The connection topology, including the number and arrangement of
bridges, may be modified as desired. For instance, in some
embodiments, system memory 104 is directly connected to CPU 102
rather than connected through a bridge, and other devices
communicate with system memory 104 via memory bridge 105 and CPU
102. In other alternative topologies, parallel processing subsystem
112 is connected to I/O bridge 107 or directly to CPU 102, rather
than to memory bridge 105. In still other embodiments, one or more
of CPU 102, I/O bridge 107, parallel processing subsystem 112, and
memory bridge 105 may be integrated into one or more chips. The
particular components shown herein are optional; for instance, any
number of add-in cards or peripheral devices might be supported. In
some embodiments, switch 116 is eliminated, and network adapter 118
and add-in cards 120, 121 connect directly to I/O bridge 107.
Power Optimization Implementation
[0024] FIG. 2 is a conceptual diagram illustrating a processing
complex that includes heterogeneous cores, according to one
embodiment of the invention. As shown, the processing complex
comprises the CPU 102 shown in FIG. 1. In other embodiments, the
processing complex may be any other type of processing unit, such
as a graphics processing unit (GPU).
[0025] The CPU 102 includes a first set of cores 210, a second set
of cores 220, a shared resource 230, and a controller 240. Other
components included within the CPU 102 are omitted to avoid
obscuring embodiments of the invention.
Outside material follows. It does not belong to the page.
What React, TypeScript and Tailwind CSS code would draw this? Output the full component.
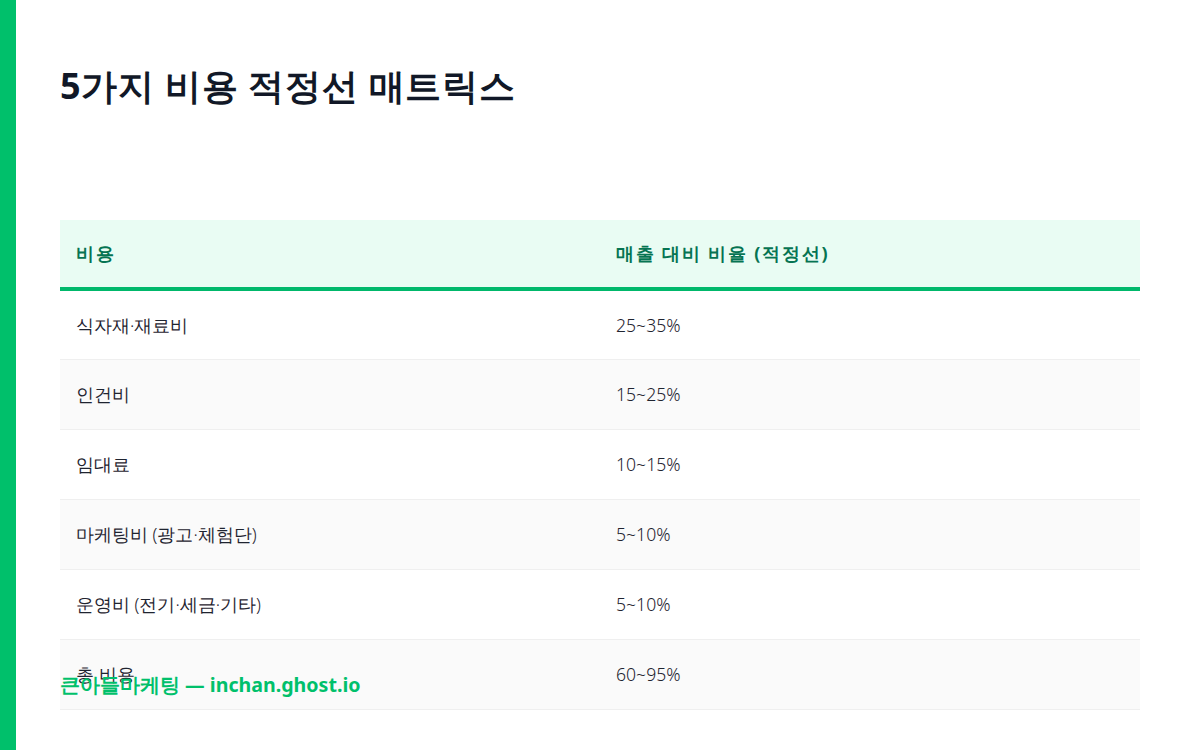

In some embodiments, the
first set of cores 210 includes one or more cores 212 and data 214,
and the second set of cores 220 includes one or more cores 222 and
data 224. In some embodiments, the first set of cores 210 and the
second set of cores 220 are included on the same chip. In other
embodiments, the first set of cores 210 and the second set of cores
220 are included on separate chips that comprise the CPU 102.
[0026] As shown, the CPU 102, also referred to herein as the
"processing complex," includes the first set of cores 210 and the
second set of cores 220. In one embodiment, the cores included in
the first set of cores 210 may implement substantially the same
functionality as the cores included in the second set of cores 220.
In alternative embodiments, each given set of cores 210, 220 may
implement a particular functional block of the CPU 102, such as an
arithmetic and logic unit, a fetch unit, a graphics pipeline, a
rasterizer, or the like. In still further embodiments, the cores
included in the second set of cores 220 may be capable of a subset
of the functionality of the cores included in the first set of
cores 210. Various designs are within the scope of embodiments of
the invention and may be based on trade-offs in usage for providing
the shared functionality.
[0027] According to various embodiments, the power consumption
associated with the CPU 102 is derived from "dynamic" switching
power and "static" leakage power. The switching power loss is based
on the charging and discharging of the each transistor and its
associated capacitance, and increases with operating frequency and
number of gates. The leakage power loss is based on gate and
channel leakage in each transistor, and increases as process
geometry decreases.
[0028] According to various embodiments, the cores 212 included in
the first set of cores 210 comprise "fast" cores and the cores 222
included in the second set of cores 220 comprise "slow" cores. For
example, the cores 212 may be manufactured using faster transistors
that have significant static leakage. In some embodiments, when the
computing needs and/or workload of the first set of cores 210 are
lowered, then the clock speed is lowered to reduce power. The
static leakage is not a significant issue at the high clock speeds
required for peak performance. However, at slower clock speeds, the
static leakage of the fast transistors can dominate the overall
power consumption. According to various embodiments, the first set
of cores includes N cores and the second set of cores includes M
cores. In one embodiment, N is not equal to M. In other
embodiments, N is equal to M. In some embodiments, the first set of
cores 210 may include multiple cores, e.g., four cores, and the
second set of cores 220 may include a single core 222. In other
embodiments, the first set of cores 210 may include a single core
and/or the second set of cores 220 may include multiple cores.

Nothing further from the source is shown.